▸ **What the task asks**:
Begin with the first line of the material and copy each line word for word through the line that contains "import React from"; the pictures are left out.

▸ **Source data**:
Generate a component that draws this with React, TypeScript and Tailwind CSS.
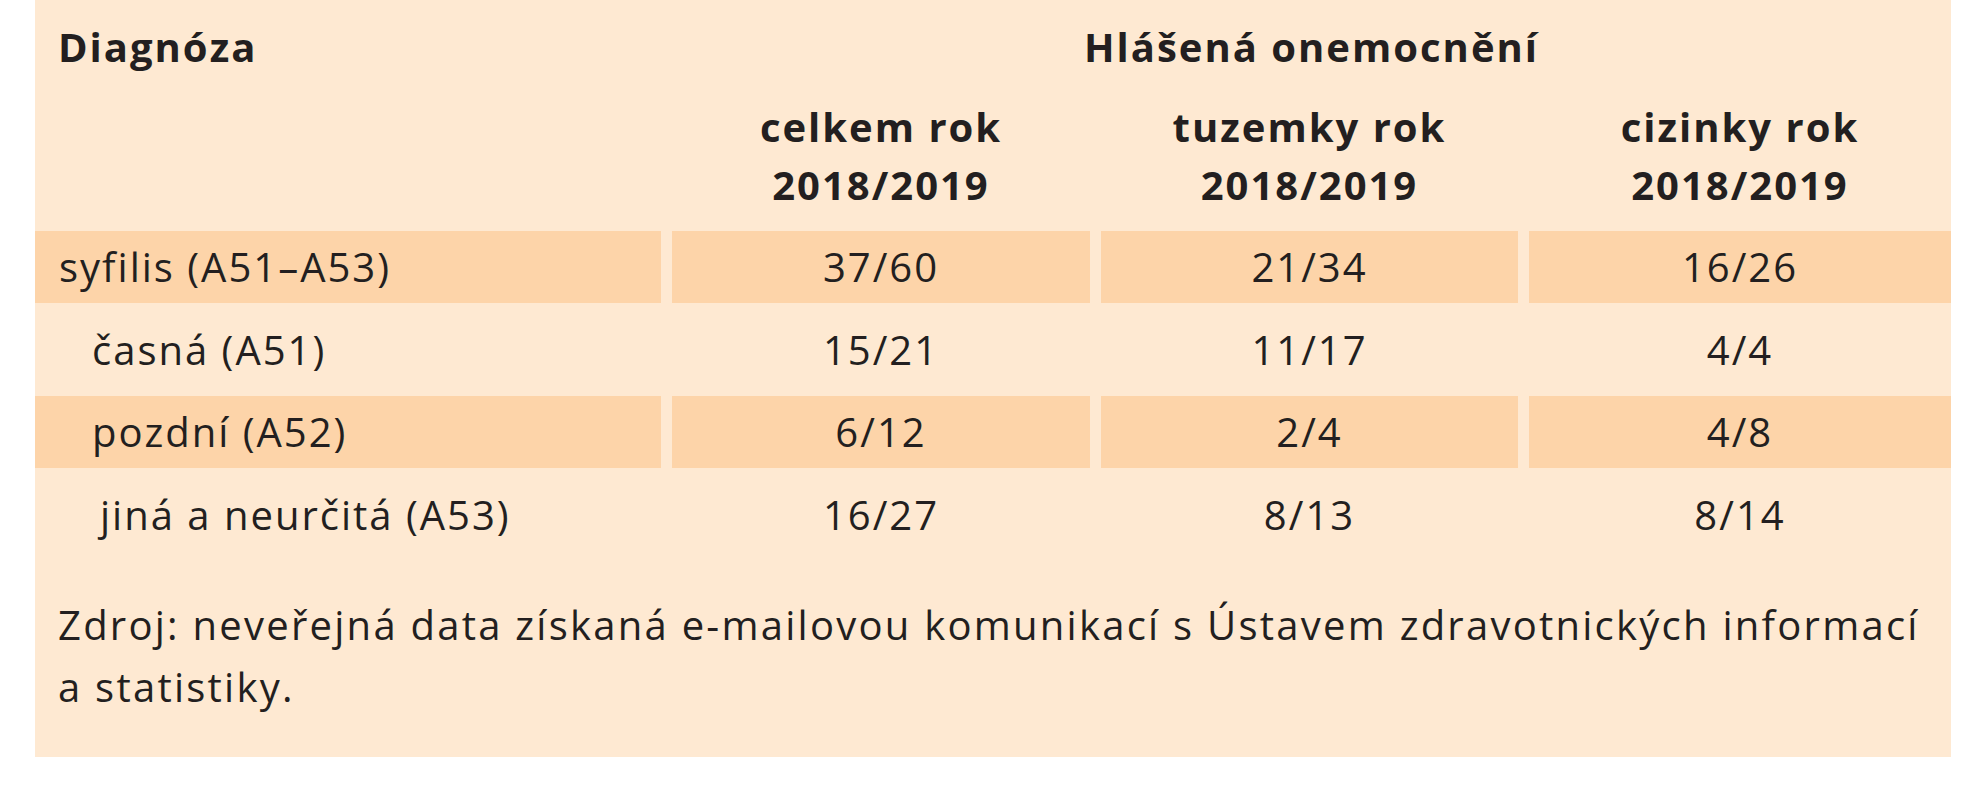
import React from "react";

const rows = [
  { label: "syfilis (A51–A53)", pad: "pl-[24px]", vals: ["37/60", "21/34", "16/26"], band: true },
  { label: "časná (A51)", pad: "pl-[57px]", vals: ["15/21", "11/17", "4/4"], band: false },
  { label: "pozdní (A52)", pad: "pl-[57px]", vals: ["6/12", "2/4", "4/8"], band: true },
  { label: "jiná a neurčitá (A53)", pad: "pl-[65px]", vals: ["16/27", "8/13", "8/14"], band: false },
];

export default function App() {
  return (
    <div className="w-[1988px] h-[800px] bg-white">
      <div className="ml-[35px] w-[1916px] h-[757px] bg-[#fee9d2] text-[#231f20] font-['Open_Sans',sans-serif] text-[40px] tracking-[2px]">
        <div className="grid grid-cols-[626px_418px_417px_422px] gap-x-[11px] pt-[17px] leading-[60px] font-bold">
          <div className="pl-[23px]">Diagnóza</div>
          <div className="col-span-3 text-center">Hlášená onemocnění</div>
        </div>
        <div className="grid grid-cols-[626px_418px_417px_422px] gap-x-[11px] mt-[20.5px] leading-[58px] font-bold text-center">
          <div />
          <div>celkem rok<br />2018/2019</div>
          <div>tuzemky rok<br />2018/2019</div>
          <div>cizinky rok<br />2018/2019</div>
        </div>
        <div className="flex flex-col gap-y-[10.5px] mt-[17.5px]">
          {rows.map((r) => (
            <div key={r.label} className="grid grid-cols-[626px_418px_417px_422px] gap-x-[11px] h-[72px] leading-[72px]">
              <div className={`${r.pad} ${r.band ? "bg-[#fdd4a9]" : ""}`}>{r.label}</div>
              {r.vals.map((v, i) => (
                <div key={i} className={`text-center ${r.band ? "bg-[#fdd4a9]" : ""}`}>{v}</div>
              ))}
            </div>
          ))}
        </div>
        <div className="mt-[43px] pl-[23px] pr-[20px] leading-[62px] tracking-[2.25px]">
          Zdroj: neveřejná data získaná e-mailovou komunikací s Ústavem zdravotnických informací a statistiky.
        </div>
      </div>
    </div>
  );
}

▸ **Response for this exercise**:
Generate a component that draws this with React, TypeScript and Tailwind CSS.
import React from "react";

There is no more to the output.